I'm trying to show that $$(*)\quad\quad N(k) = N(k-1) + 2N(k-2),\,\,k=2,3\ldots,$$ where $N(0)=1$.

I'm going to use a combinatorial argument, but before that, I just want to check $(*)$ is correct for some $k$.

For instance, if $k=4$, $(*)$ implies $N(4) = N(3)+2N(2)=5+2\cdot 3=11$, i.e. there are 11 four-letter sentences. However, as far as I can see, the possible four-letter sentences are $$(a.a.a.a/ a.a.ba/ a.ba.a/ ba.a.a/ a.a.bb/ a.bb.a/ bb.a.a/ ba.bb/ bb.ba),$$ 9 and not 11 as $(*)$ predicts.

I must be missing something...

Answer 1

You're missing $\ baba\ $ and $\ bbbb\ $.

Answer 2

There are really $11$ sentences on $4$ letters – you forgot $ba.ba$ and $bb.bb$.

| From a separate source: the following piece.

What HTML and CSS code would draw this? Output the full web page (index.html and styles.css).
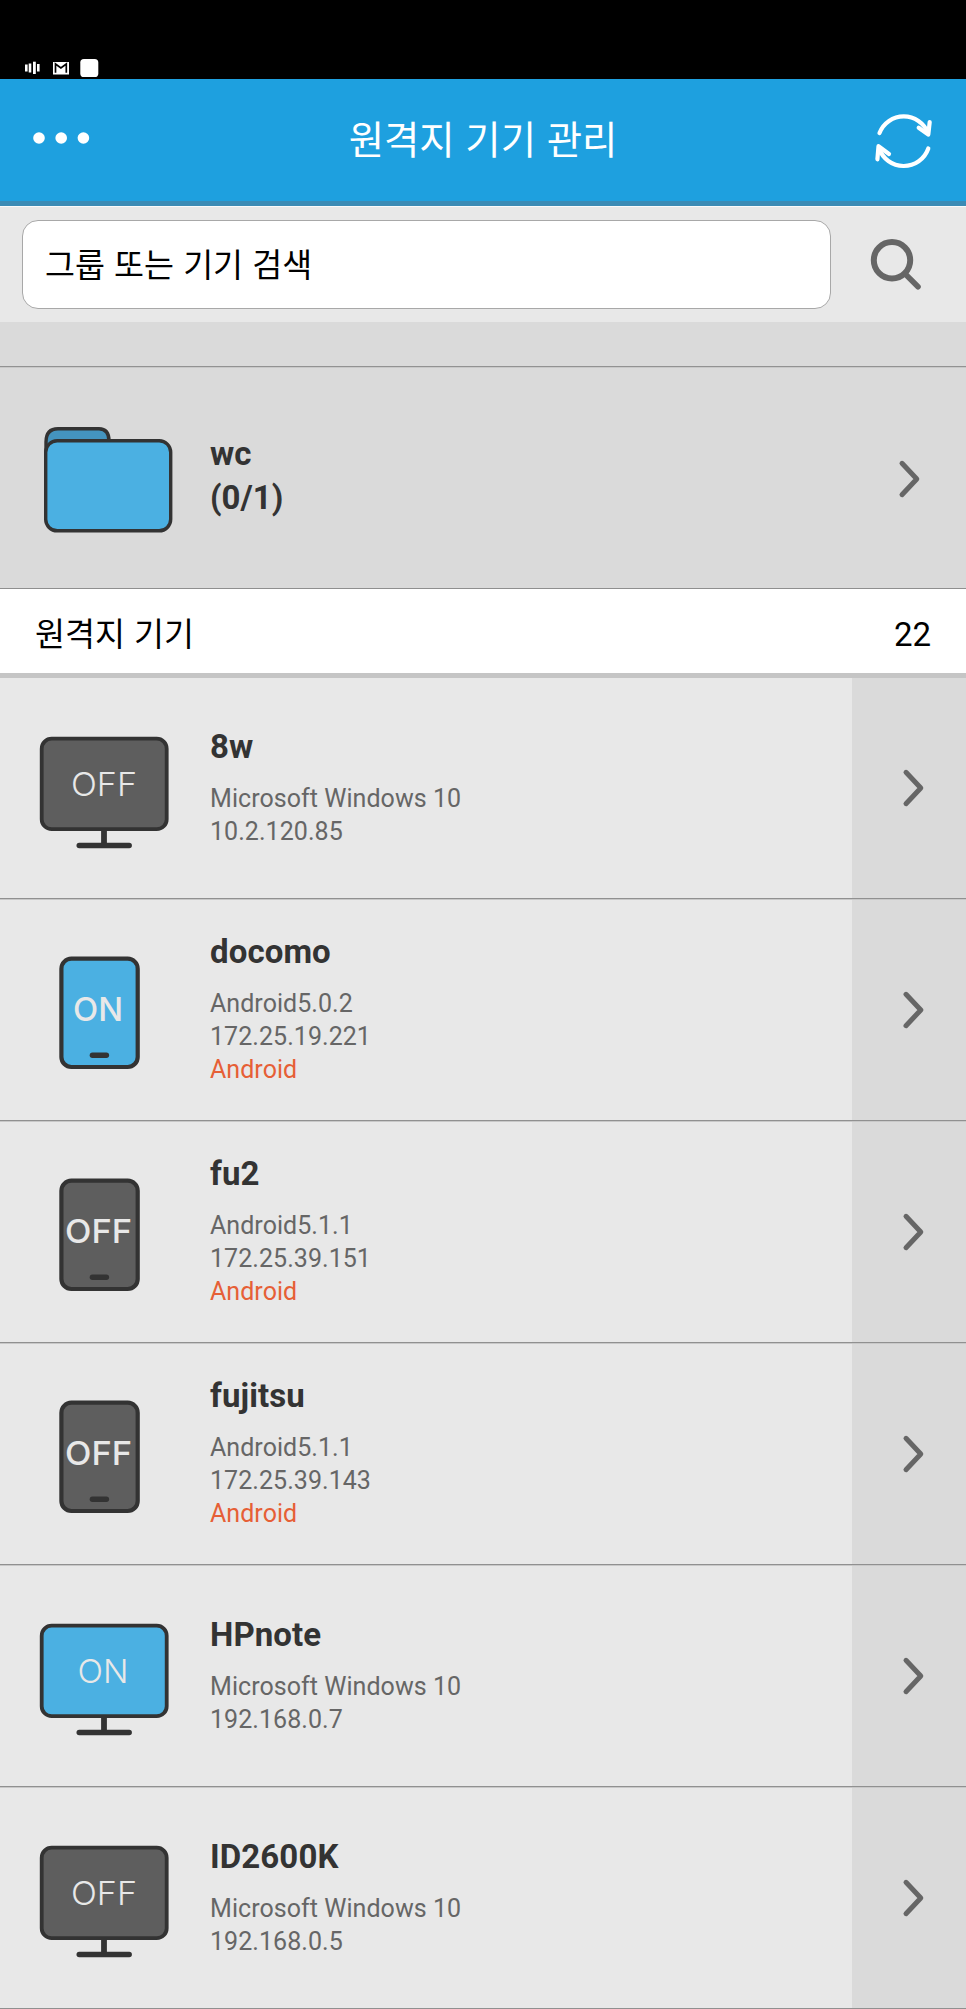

As for the actual question, an admissible sentence can be unambiguously broken up into its words by working from the left, since the words form a prefix code. A word on $k$ letters thus either

• begins with $W_1=a$, and removing it produces a sentence on $k-1$ letters
• begins with $W_2=ba$ or $W_3=bb$, and removing the appropriate word produces a sentence on $k-2$ letters

Thus $N(k)=N(k-1)+2N(k-2)$.